Outre la jeune fille de la maison aux traits « angéliques », les convives sont Garat l’Idéologue, son neveu Maillat Garat, le chevalier de Panat, Benjamin Constant, Siéyès, Mme Talma. Détail typique de cette société aux éléments contradictoires : Sophie Gay est assise à table entre Chénier et le vicomte de Ségur. Étonnée, curieuse, elle regarde et elle écoute avide ment des hommes offrant de tels contrastes.

Le nom de Chénier lui fait un peu peur.

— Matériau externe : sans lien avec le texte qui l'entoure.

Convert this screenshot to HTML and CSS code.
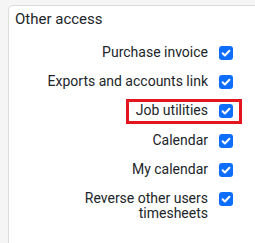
FILE: index.html
```html
<!DOCTYPE html>
<html lang="en">
<head>
    <meta charset="UTF-8">
    <title>Other access</title>
    <link rel="stylesheet" href="styles.css">
</head>
<body>
    <div class="card">
        <h3 class="card-title">Other access</h3>
        <div class="access-list">
            <div class="access-row">
                <span class="pair">
                    <span class="access-label">Purchase invoice</span>
                    <span class="check"><svg viewBox="0 0 14 14"><path d="M3.6 7.2l2.3 2.3 4.5-4.7"/></svg></span>
                </span>
            </div>
            <div class="access-row">
                <span class="pair">
                    <span class="access-label">Exports and accounts link</span>
                    <span class="check"><svg viewBox="0 0 14 14"><path d="M3.6 7.2l2.3 2.3 4.5-4.7"/></svg></span>
                </span>
            </div>
            <div class="access-row marked">
                <span class="pair highlight">
                    <span class="access-label">Job utilities</span>
                    <span class="check"><svg viewBox="0 0 14 14"><path d="M3.6 7.2l2.3 2.3 4.5-4.7"/></svg></span>
                </span>
            </div>
            <div class="access-row">
                <span class="pair">
                    <span class="access-label">Calendar</span>
                    <span class="check"><svg viewBox="0 0 14 14"><path d="M3.6 7.2l2.3 2.3 4.5-4.7"/></svg></span>
                </span>
            </div>
            <div class="access-row">
                <span class="pair">
                    <span class="access-label">My calendar</span>
                    <span class="check"><svg viewBox="0 0 14 14"><path d="M3.6 7.2l2.3 2.3 4.5-4.7"/></svg></span>
                </span>
            </div>
            <div class="access-row">
                <span class="pair">
                    <span class="access-label">Reverse other users timesheets</span>
                    <span class="check"><svg viewBox="0 0 14 14"><path d="M3.6 7.2l2.3 2.3 4.5-4.7"/></svg></span>
                </span>
            </div>
        </div>
    </div>
</body>
</html>
```

FILE: styles.css
```css
body {
    font-family: Roboto, "Liberation Sans", sans-serif;
    background: #f5f5f5;
    margin: 0;
    padding: 5px 0 0 8px;
    overflow: hidden;
    color: #212529;
}

.card {
    background: white;
    border: 1px solid #dcdcdc;
    border-radius: 5px 0 0 0;
    width: 260px;
    height: 260px;
    padding: 0 0 0 6px;
}

.card-title {
    font-size: 15px;
    font-weight: 400;
    line-height: 20px;
    margin: 0;
    padding-top: 3px;
    height: 20px;
}

.access-list {
    padding-top: 9px;
    width: 218px;
}

.access-row {
    display: flex;
    justify-content: flex-end;
    padding: 7px 0;
}

.access-row.marked {
    padding-bottom: 8px;
}

.pair {
    display: flex;
    align-items: flex-start;
    gap: 11px;
    position: relative;
}

.access-label {
    font-size: 14px;
    line-height: 15px;
    text-align: right;
    max-width: 165px;
}

.check {
    width: 14px;
    height: 14px;
    flex: none;
    background: #0d6efd;
    border-radius: 3px;
    margin-top: 1px;
}

.check svg {
    display: block;
    width: 14px;
    height: 14px;
    fill: none;
    stroke: white;
    stroke-width: 2;
    stroke-linecap: round;
    stroke-linejoin: round;
}

.highlight::after {
    content: "";
    position: absolute;
    top: -4px;
    bottom: -6px;
    left: -10px;
    right: -9px;
    border: 3px solid #e3151f;
}
```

Cependant le jacobin s’humanise, quitte son air dédaigneux, se fait gracieux, se vante d’un léger service rendu à Sigismond Gay : il ne s’agirait de rien moins que de lui avoir sauvé la vie, en le tirant de la Conciergerie la veille du jour où il devait comparaître devant le tribunal révolutionnaire.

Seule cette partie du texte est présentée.